Mas o Estado laico é também o do sistema de ensino, no qual "ela" faz o fundamental e o secundário, vai à universidade e se forma em letras.

A narradora se entrega, então, à confecção de um painel com os valores mais ou menos consensuais de uma França que quase implodiria, com De Gaulle dentro dela, após as barricadas estudantis de 1968.

Há o hedonismo pelo consumo, a compra da casa própria, os eletrodomésticos impensáveis a gerações anteriores, o cair com os fundilhos nos confortos e armadilhas da classe média. É nesse ponto, no entanto, que Annie Ernaux passa a lidar com referências ao ambiente cultural francês.

A narradora cita por três vezes Bernard Pivot, sem explicar que ele tinha um programa na TV pública sobre literatura. Ou, então, Madame Soleil, conhecida cartomante dos anos 1960. Ou ainda o Renault-4, veículo de quem subia um pouquinho na vida e não precisava mais circular com o barulhento Citroën 2-CV.

É plausível, no entanto, ter um painel dos mais completos e comoventes sobre uma França dentro da qual evoluía —no sentido coreográfico do verbo— toda uma geração.

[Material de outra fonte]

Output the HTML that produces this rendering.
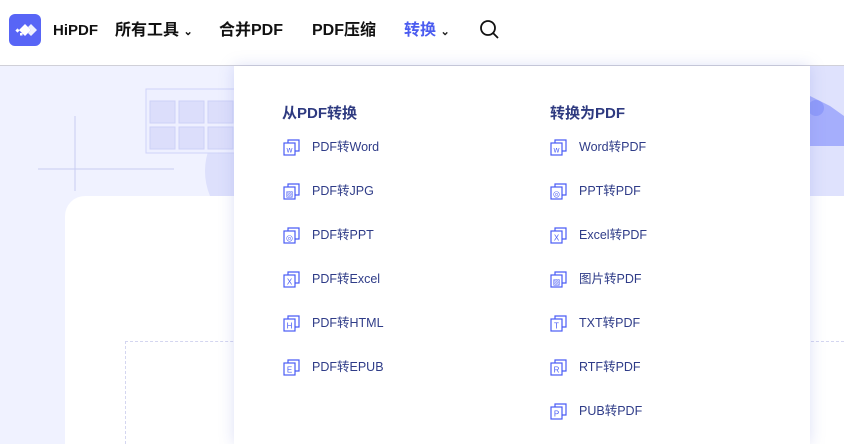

Ernaux se torna uma etnógrafa competente. Discorre pudicamente sobre o erotismo praticado nos tempos anteriores à pílula e lamenta que a liberdade sexual tenha sido interrompida pela Aids.

Lembra com abundância de observações pertinentes as eleições presidenciais, sobretudo a de 10 de maio de 1981, na qual foi eleito o socialista François Mitterrand —a esquerda estava praticamente em jejum desde 1936. E também lamenta a mesmice implantada por essa esquerda.

"Ela", a narradora, possui um olhar afiado ao discorrer sobre a substituição das fitas VHS pelo CD, a chegada dos primeiros microcomputadores como utensílios domésticos, o 11 de Setembro e a insegurança que o terrorismo islâmico provocou na França.

Em resumo, um livro delicioso, para ser lido de uma vez.